In Shropshire, at least 200 homes are known to have been damaged and dozens of properties were evacuated this week in Ironbridge, when a flood barrier buckled under the strain of more than 500 tonnes of water a second coursing down the Severn.

The Conservative councillor David Minnery, Shropshire council’s lead on finance, said the full picture of the damage was yet to emerge but he expected repairs to roads and bridges to cost between £7m and £10m and to take as long as a year to complete. The council was having to plunder up to £1m from its reserves to pay for the immediate recovery, he said.

“It’s a national scandal, and I say that as a Conservative councillor, the way that successive governments over the years have shortchanged local authorities, particularly with social care,” he said.

Asked about having to pay millions of pounds for flood repairs, he said: “In one word, it’s disastrous. We are hand to mouth as it is. Next year we think we’re OK and the year after [but] at the moment we’re looking at a £12m-£15m gap so you can just add to that the [£7m-£10m] figure we’ve been talking about in terms of the damage.

“There’s nowhere for it to come from, other than some capital reserves, and we’ll have to raid those.”
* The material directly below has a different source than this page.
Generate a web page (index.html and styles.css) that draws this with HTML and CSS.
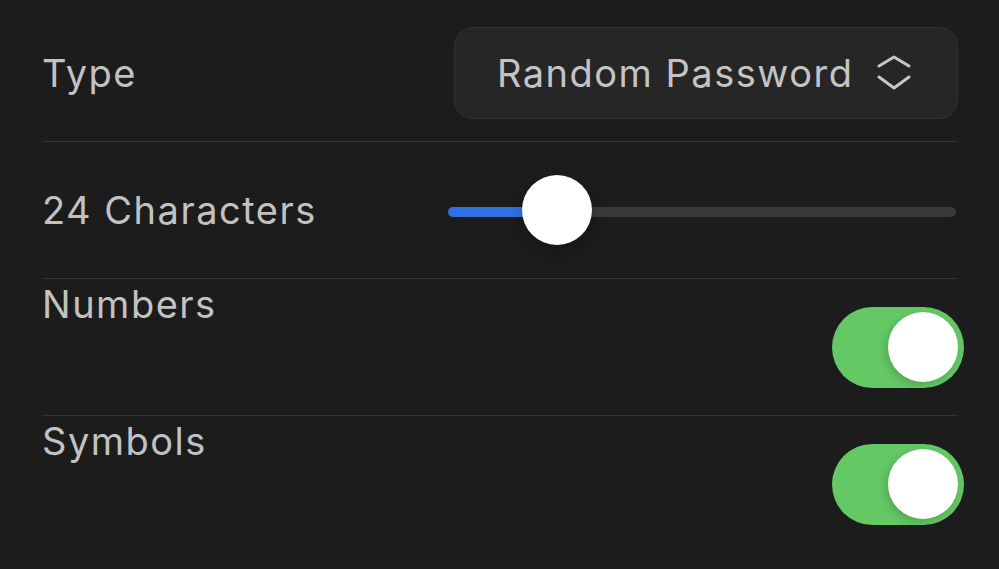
FILE: index.html
```html
<!DOCTYPE html>
<html lang="en">
<head>
<meta charset="utf-8">
<title>Password Options</title>
<link rel="stylesheet" href="styles.css">
</head>
<body>
<div class="panel">
  <div class="row row-type">
    <span class="label">Type</span>
    <div class="select">
      <span class="select-text">Random Password</span>
      <svg class="chevrons" width="34" height="38" viewBox="0 0 34 38" aria-hidden="true">
        <polyline points="2,11 17,2 32,11" fill="none" stroke="#c6c6c6" stroke-width="3" stroke-linecap="round" stroke-linejoin="round"/>
        <polyline points="2,22 17,33 32,22" fill="none" stroke="#c6c6c6" stroke-width="3" stroke-linecap="round" stroke-linejoin="round"/>
      </svg>
    </div>
  </div>
  <div class="row row-length">
    <span class="label">24 Characters</span>
    <div class="slider">
      <div class="track"><div class="fill" style="width:109px"></div></div>
      <div class="thumb" style="left:74px"></div>
    </div>
  </div>
  <div class="row row-toggle">
    <span class="label label-top">Numbers</span>
    <div class="toggle on"><div class="knob"></div></div>
  </div>
  <div class="row row-toggle last">
    <span class="label label-top">Symbols</span>
    <div class="toggle on"><div class="knob"></div></div>
  </div>
</div>
</body>
</html>
```

FILE: styles.css
```css
html, body {
  margin: 0;
  padding: 0;
  background: #1c1c1c;
}
body {
  width: 999px;
  height: 569px;
  overflow: hidden;
  font-family: Inter, "Liberation Sans", sans-serif;
  color: #c2c2c2;
}
.panel {
  margin-left: 42px;
  width: 916px;
}
.row {
  display: flex;
  align-items: center;
  justify-content: space-between;
  border-bottom: 1px solid #353537;
  box-sizing: border-box;
}
.row.last {
  border-bottom: none;
}
.row-type {
  height: 142px;
  padding-top: 27px;
  padding-bottom: 22px;
}
.row-length {
  height: 137px;
}
.row-toggle {
  height: 137px;
}
.label {
  font-size: 38px;
  line-height: 46px;
  letter-spacing: 1.5px;
}
.label-top {
  align-self: flex-start;
  padding-top: 2px;
}
.select {
  box-sizing: border-box;
  width: 504px;
  height: 92px;
  border: 1px solid #323232;
  border-radius: 19px;
  background: #262626;
  display: flex;
  align-items: center;
  padding-left: 42px;
}
.select-text {
  font-size: 38px;
  line-height: 46px;
  letter-spacing: 1.5px;
  color: #c4c4c4;
}
.chevrons {
  margin-left: 24px;
  margin-top: 2px;
}
.slider {
  position: relative;
  width: 508px;
  height: 70px;
  margin-right: 2px;
}
.track {
  position: absolute;
  left: 0;
  right: 0;
  top: 32px;
  height: 10px;
  border-radius: 5px;
  background: #3a3a3d;
}
.fill {
  height: 100%;
  border-radius: 5px;
  background: #3070e6;
}
.thumb {
  position: absolute;
  top: 0;
  width: 70px;
  height: 70px;
  border-radius: 50%;
  background: #ffffff;
  box-shadow: 0 6px 14px rgba(0, 0, 0, 0.25);
}
.toggle {
  box-sizing: border-box;
  width: 132px;
  height: 81px;
  border-radius: 41px;
  background: #64c865;
  margin-right: -6px;
  padding: 5px 6px;
  display: flex;
  justify-content: flex-end;
}
.knob {
  width: 70px;
  height: 70px;
  border-radius: 50%;
  background: #ffffff;
  box-shadow: -2px 3px 8px rgba(0, 0, 0, 0.18);
}
```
Holly Lynch, the Labour MP for Halifax, said parts of her constituency in the Calder valley were facing “an almost existential crisis” due to repeated flooding. More than 1,200 homes and businesses had been badly affected by Storm Ciara in the Calder valley, she said, with Calderdale council’s bill expected to reach £5m.

She said the government must urgently step in to help the councils in need. “It’s something we are really worried about. We received funding very early on after [the] 2015 [floods] for highways infrastructure damage which totalled over £25m. We have had no such commitments this time.”

Telford & Wrekin council, which also covers Ironbridge, was having to pay for its floods response from its contingency and reserves budget, said the council leader, Shaun Davies – the same money that would usually go towards adult social care and child safeguarding.

Davies said he expected the council to be “hundreds of thousands, if not millions” of pounds out of pocket without government help.